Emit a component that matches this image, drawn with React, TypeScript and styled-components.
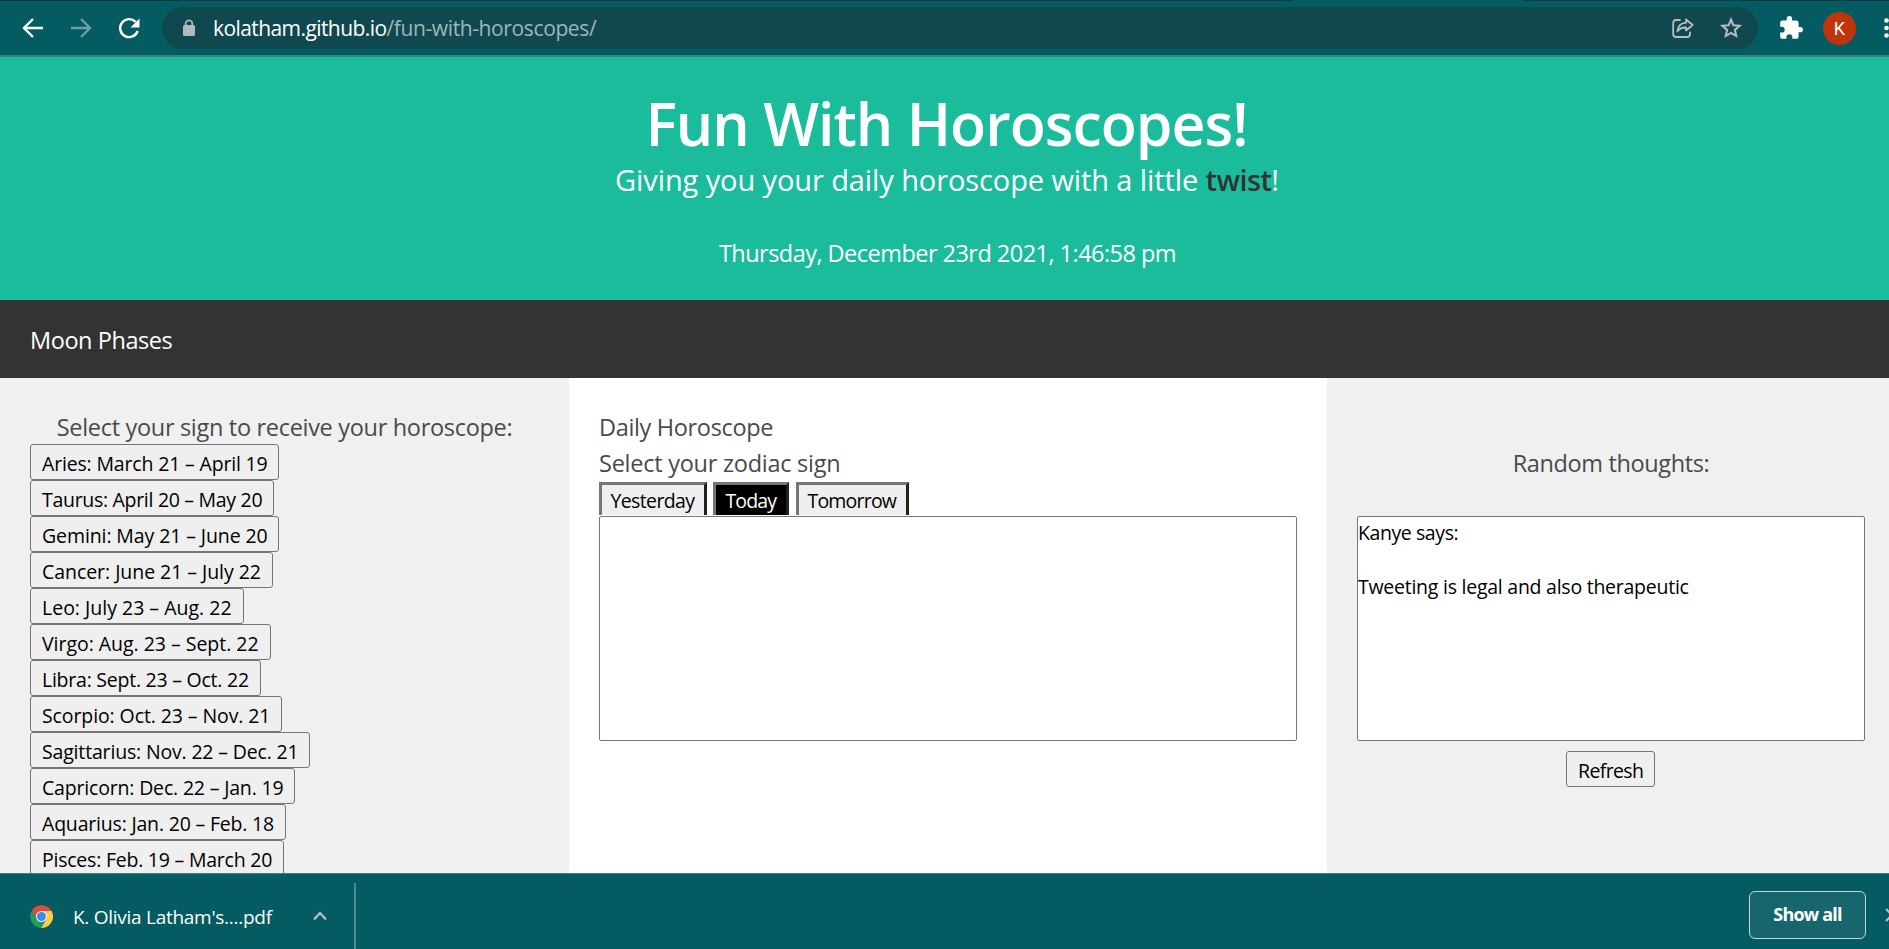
import React from "react";
import styled, { createGlobalStyle } from "styled-components";

const GlobalStyle = createGlobalStyle`
  * { box-sizing: border-box; }
  html, body { margin: 0; padding: 0; overflow: hidden; }
  body { font-family: "Segoe UI", "Open Sans", "Noto Sans", sans-serif; }
  h1, p { margin: 0; font-weight: 400; }
  button { font-family: inherit; }
  svg { display: block; flex: none; }
`;

const Window = styled.div`
  width: 1889px;
  height: 949px;
  display: flex;
  flex-direction: column;
  overflow: hidden;
  white-space: nowrap;
`;

/* Browser toolbar */
const TabEdge = styled.div`
  display: flex;
  justify-content: space-between;
  height: 1px;
  background: #045a61;
  flex: none;
`;
const TabEdgeShade = styled.div<{ $width: number }>`
  width: ${(p) => p.$width}px;
  background: #063a40;
`;
const Toolbar = styled.div`
  flex: none;
  height: 56px;
  background: #045b61;
  border-bottom: 2px solid #3c8085;
  display: flex;
  align-items: center;
  padding-left: 19px;
`;
const NavButtons = styled.div`
  flex: none;
  display: flex;
  gap: 20px;
  width: 143px;
`;
const AddressBar = styled.div`
  flex: none;
  width: 1596px;
  height: 42px;
  border-radius: 21px;
  background: #0f494f;
  display: flex;
  align-items: center;
  padding: 0 15px 0 20px;
`;
const Url = styled.div`
  flex: 1;
  margin-left: 17px;
  font-size: 21px;
  line-height: 38px;
  color: #9fb6b9;
  letter-spacing: -0.38px;
`;
const Domain = styled.span`
  color: #fff;
  letter-spacing: -0.58px;
`;
const PillIcons = styled.div`
  display: flex;
  align-items: center;
  gap: 25px;
`;
const Extensions = styled.div`
  flex: none;
  display: flex;
  align-items: center;
  padding-left: 20px;
`;
const Avatar = styled.div`
  width: 33px;
  height: 33px;
  margin: 0 28px 0 19px;
  border-radius: 50%;
  background: #c0340c;
  color: #fff;
  font: 18px/34px Roboto, sans-serif;
  text-align: center;
`;

/* Page */
const Header = styled.header`
  flex: none;
  height: 243px;
  padding-top: 30px;
  background: #1abc9c;
  color: #fff;
  text-align: center;
`;
const Title = styled.h1`
  && { font-weight: 600; }
  font-size: 59px;
  line-height: 72px;
  letter-spacing: -0.97px;
  padding-left: 4px;
`;
const Tagline = styled.p`
  font-size: 29px;
  line-height: 42px;
  letter-spacing: -0.1px;
  padding-left: 5px;
`;
const Twist = styled.b`
  font-weight: 600;
  color: #333;
  letter-spacing: -0.6px;
`;
const DateLine = styled.p`
  margin-top: 34px;
  padding-left: 6px;
  font-size: 23.5px;
  line-height: 37px;
  letter-spacing: -0.53px;
`;
const MoonNav = styled.nav`
  flex: none;
  height: 78px;
  padding: 2px 0 0 30px;
  display: flex;
  align-items: center;
  background: #333;
  color: #fff;
  font-size: 23.5px;
  letter-spacing: -0.44px;
`;
const Columns = styled.main`
  flex: none;
  height: 495px;
  display: flex;
  overflow: hidden;
`;
const Column = styled.section<{ $width: number; $bg: string; $top: number }>`
  flex: none;
  width: ${(p) => p.$width}px;
  padding: ${(p) => p.$top}px 30px 0;
  background: ${(p) => p.$bg};
`;
const Label = styled.p<{ $spacing: number; $center?: boolean }>`
  height: 36px;
  color: #4a4a4a;
  font-size: 23.5px;
  line-height: 39px;
  letter-spacing: ${(p) => p.$spacing}px;
  text-align: ${(p) => (p.$center ? "center" : "left")};
`;
const SignList = styled.div`
  display: flex;
  flex-direction: column;
`;
const Button = styled.button<{ $width: number; $spacing: number }>`
  width: ${(p) => p.$width}px;
  height: 36px;
  flex: none;
  padding: 3px 0 0 11px;
  border: 1px solid #767676;
  border-radius: 3px;
  background: #efefef;
  color: #000;
  font-size: 19.5px;
  line-height: 31px;
  letter-spacing: ${(p) => p.$spacing}px;
  text-align: left;
`;
const DayTabs = styled.div`
  display: flex;
  height: 33px;
  margin: 2px 0 1px;
  gap: 6px;
  overflow: hidden;
`;
const DayTab = styled.button<{ $width: number; $spacing: number; $active?: boolean }>`
  width: ${(p) => p.$width}px;
  height: 38px;
  padding: 0 0 0 ${(p) => (p.$active ? 9.5 : 8.5)}px;
  margin-right: ${(p) => (p.$active ? 1 : 0)}px;
  border: 3px solid;
  border-color: #767676 #212121 #212121 #767676;
  background: ${(p) => (p.$active ? "#000" : "#efefef")};
  color: ${(p) => (p.$active ? "#fff" : "#000")};
  font-size: 19.5px;
  line-height: 30px;
  letter-spacing: ${(p) => p.$spacing}px;
  text-align: left;
`;
const TextBox = styled.div<{ $width: number }>`
  width: ${(p) => p.$width}px;
  height: 225px;
  padding-top: 2px;
  border: 1px solid #767676;
  border-radius: 2px;
  background: #fff;
`;
const Quote = styled.p<{ $spacing: number }>`
  height: 54px;
  font-size: 19.5px;
  line-height: 27px;
  letter-spacing: ${(p) => p.$spacing}px;
  color: #000;
`;
const ThoughtsHead = styled.div`
  height: 72px;
  padding-left: 6px;
`;
const RefreshRow = styled.div`
  display: flex;
  justify-content: center;
  padding: 10px 0 0 5px;
`;

/* Download shelf */
const Shelf = styled.footer`
  flex: none;
  height: 76px;
  border-top: 1px solid #3c8085;
  background: #045b61;
  display: flex;
  align-items: center;
  padding-left: 30px;
  color: #fff;
`;
const Download = styled.div`
  display: flex;
  align-items: center;
  height: 66px;
  width: 326px;
  margin-top: 9px;
  border-right: 2px solid #4b8b90;
`;
const FileName = styled.span`
  width: 240px;
  margin-left: 20px;
  padding-top: 1px;
  font-size: 19px;
  letter-spacing: -0.27px;
`;
const ShowAll = styled.button`
  margin: 9px 19px 3px auto;
  width: 117px;
  height: 48px;
  padding: 0 0 1px;
  border: 1px solid #c3d6d8;
  border-radius: 6px;
  background: #17666d;
  color: #fff;
  font-size: 18px;
  font-weight: 700;
  letter-spacing: -0.8px;
`;
const ShelfIcon = styled.div`
  width: 4px;
  overflow: hidden;
  margin-top: 6px;
`;

const Arrow = ({ flip }: { flip?: boolean }) => (
  <svg width="28" height="28" viewBox="0 0 28 28" fill="none" stroke={flip ? "#6d9ea2" : "#fff"} strokeWidth="2.4">
    {flip ? <path d="M4 14H22.5M14 5l9 9-9 9" /> : <path d="M24 14H5.500M14 5l-9 9 9 9" />}
  </svg>
);
const Reload = () => (
  <svg width="28" height="28" viewBox="0 0 28 28">
    <path d="M20.6 7.8A9 9 0 1 0 22.700 17" fill="none" stroke="#fff" strokeWidth="2.4" />
    <path d="M24.500 4.500v9h-9z" fill="#fff" />
  </svg>
);
const Lock = () => (
  <svg width="14" height="18" viewBox="0 0 14 18">
    <rect x="1" y="6" width="12" height="11" rx="1.500" fill="#b1b9bc" />
    <path d="M3.700 7V4.600a3.300 3.300 0 0 1 6.600 0V7" fill="none" stroke="#b1b9bc" strokeWidth="1.700" />
  </svg>
);
const Share = () => (
  <svg width="22" height="20" viewBox="0 0 22 20" fill="none" stroke="#b9bfc1" strokeWidth="1.800" strokeLinejoin="round">
    <path d="M8 2H4Q1.200 2 1.200 5V16Q1.200 19 4 19H15Q18 19 18 16V14.500" strokeLinecap="round" />
    <path d="M14 1.500L20.700 7 14 12.500V9.500Q8.500 9.200 5.500 13.200Q6 5.500 14 4.700Z" />
  </svg>
);
const Star = () => (
  <svg width="24" height="24" viewBox="0 0 24 24">
    <path
      d="M12 3.500L14.400 9.300 20.600 9.800 15.900 13.900 17.300 20 12 16.800 6.700 20 8.100 13.900 3.400 9.800 9.600 9.300Z"
      fill="none" stroke="#b9bfc1" strokeWidth="2"
    />
  </svg>
);
const Puzzle = () => (
  <svg width="26" height="26" viewBox="0 0 24 24" fill="#fff">
    <path d="M20.500 11H19V7c0-1.100-.9-2-2-2h-4V3.500a2.500 2.500 0 0 0-5 0V5H4c-1.100 0-2 .9-2 2v3.800h1.500a2.700 2.700 0 0 1 0 5.400H2V20c0 1.100.9 2 2 2h3.800v-1.500a2.700 2.700 0 0 1 5.400 0V22H17c1.100 0 2-.9 2-2v-4h1.500a2.500 2.500 0 0 0 0-5z" />
  </svg>
);
const Dots = () => (
  <svg width="6" height="24" viewBox="0 0 6 24" fill="#fff">
    <circle cx="2.500" cy="4.500" r="2.300" />
    <circle cx="2.500" cy="12" r="2.300" />
    <circle cx="2.500" cy="19.500" r="2.300" />
  </svg>
);
const ChromeLogo = () => (
  <svg width="23" height="23" viewBox="0 0 48 48">
    <path d="M24 12.500H45A24 24 0 0 1 23 48L34 29.500Z" fill="#ffcd40" />
    <path d="M3.500 12A24 24 0 0 1 45 12.500H24L14 30Z" fill="#dd4b3e" />
    <path d="M3.500 12L14 30 24 35 31 34 23 48A24 24 0 0 1 3.500 12Z" fill="#1da05d" />
    <circle cx="24" cy="24" r="11.500" fill="#f1f1f1" />
    <circle cx="24" cy="24" r="9.300" fill="#4285f4" />
  </svg>
);

const signs: { label: string; width: number; spacing: number }[] = [
  { label: "Aries: March 21 – April 19", width: 249, spacing: -0.17 },
  { label: "Taurus: April 20 – May 20", width: 244, spacing: -0.3 },
  { label: "Gemini: May 21 – June 20", width: 249, spacing: -0.1 },
  { label: "Cancer: June 21 – July 22", width: 243, spacing: -0.05 },
  { label: "Leo: July 23 – Aug. 22", width: 214, spacing: 0 },
  { label: "Virgo: Aug. 23 – Sept. 22", width: 241, spacing: -0.03 },
  { label: "Libra: Sept. 23 – Oct. 22", width: 231, spacing: -0.24 },
  { label: "Scorpio: Oct. 23 – Nov. 21", width: 252, spacing: -0.1 },
  { label: "Sagittarius: Nov. 22 – Dec. 21", width: 280, spacing: -0.17 },
  { label: "Capricorn: Dec. 22 – Jan. 19", width: 265, spacing: -0.18 },
  { label: "Aquarius: Jan. 20 – Feb. 18", width: 256, spacing: -0.195 },
  { label: "Pisces: Feb. 19 – March 20", width: 254, spacing: -0.23 },
];

export default function App() {
  return (
    <Window>
      <GlobalStyle />
      <TabEdge>
        <TabEdgeShade $width={1293} />
        <TabEdgeShade $width={365} />
      </TabEdge>
      <Toolbar>
        <NavButtons>
          <Arrow />
          <Arrow flip />
          <Reload />
        </NavButtons>
        <AddressBar>
          <Lock />
          <Url><Domain>kolatham.github.io</Domain>/fun-with-horoscopes/</Url>
          <PillIcons>
            <Share />
            <Star />
          </PillIcons>
        </AddressBar>
        <Extensions>
          <Puzzle />
          <Avatar>K</Avatar>
          <Dots />
        </Extensions>
      </Toolbar>

      <Header>
        <Title>Fun With Horoscopes!</Title>
        <Tagline>Giving you your daily horoscope with a little <Twist>twist</Twist>!</Tagline>
        <DateLine>Thursday, December 23rd 2021, 1:46:58 pm</DateLine>
      </Header>
      <MoonNav>Moon Phases</MoonNav>

      <Columns>
        <Column $width={569} $bg="#f0f0f0" $top={30}>
          <Label $spacing={-0.31} $center>Select your sign to receive your horoscope:</Label>
          <SignList>
            {signs.map((s) => (
              <Button key={s.label} $width={s.width} $spacing={s.spacing}>{s.label}</Button>
            ))}
          </SignList>
        </Column>
        <Column $width={758} $bg="#fff" $top={30}>
          <Label $spacing={-0.34}>Daily Horoscope</Label>
          <Label $spacing={-0.25}>Select your zodiac sign</Label>
          <DayTabs>
            <DayTab $width={108} $spacing={-0.63}>Yesterday</DayTab>
            <DayTab $width={76} $spacing={-0.9} $active>Today</DayTab>
            <DayTab $width={113} $spacing={-0.8}>Tomorrow</DayTab>
          </DayTabs>
          <TextBox $width={698} />
        </Column>
        <Column $width={562} $bg="#f0f0f0" $top={66}>
          <ThoughtsHead>
            <Label $spacing={-0.37} $center>Random thoughts:</Label>
          </ThoughtsHead>
          <TextBox $width={508}>
            <Quote $spacing={-0.42}>Kanye says:</Quote>
            <Quote $spacing={-0.25}>Tweeting is legal and also therapeutic</Quote>
          </TextBox>
          <RefreshRow>
            <Button $width={89} $spacing={-0.62}>Refresh</Button>
          </RefreshRow>
        </Column>
      </Columns>

      <Shelf>
        <Download>
          <ChromeLogo />
          <FileName>K. Olivia Latham's....pdf</FileName>
          <svg width="14" height="10" viewBox="0 0 14 10" fill="none" stroke="#b4bfc1" strokeWidth="2.400">
            <path d="M1 8.500L7 2l6 6.500" />
          </svg>
        </Download>
        <ShowAll>Show all</ShowAll>
        <ShelfIcon>
          <svg width="14" height="14" viewBox="0 0 14 14" fill="none" stroke="#b4bfc1" strokeWidth="2.200">
            <path d="M1 1l12 12M1 13L13 1" />
          </svg>
        </ShelfIcon>
      </Shelf>
    </Window>
  );
}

====

→ TASK OBJECTIVE
In the listing, find each line with the string "React" and copy it.

→ SOLVED EXERCISE
Emit a component that matches this image, drawn with React, TypeScript and styled-components.
import React from "react";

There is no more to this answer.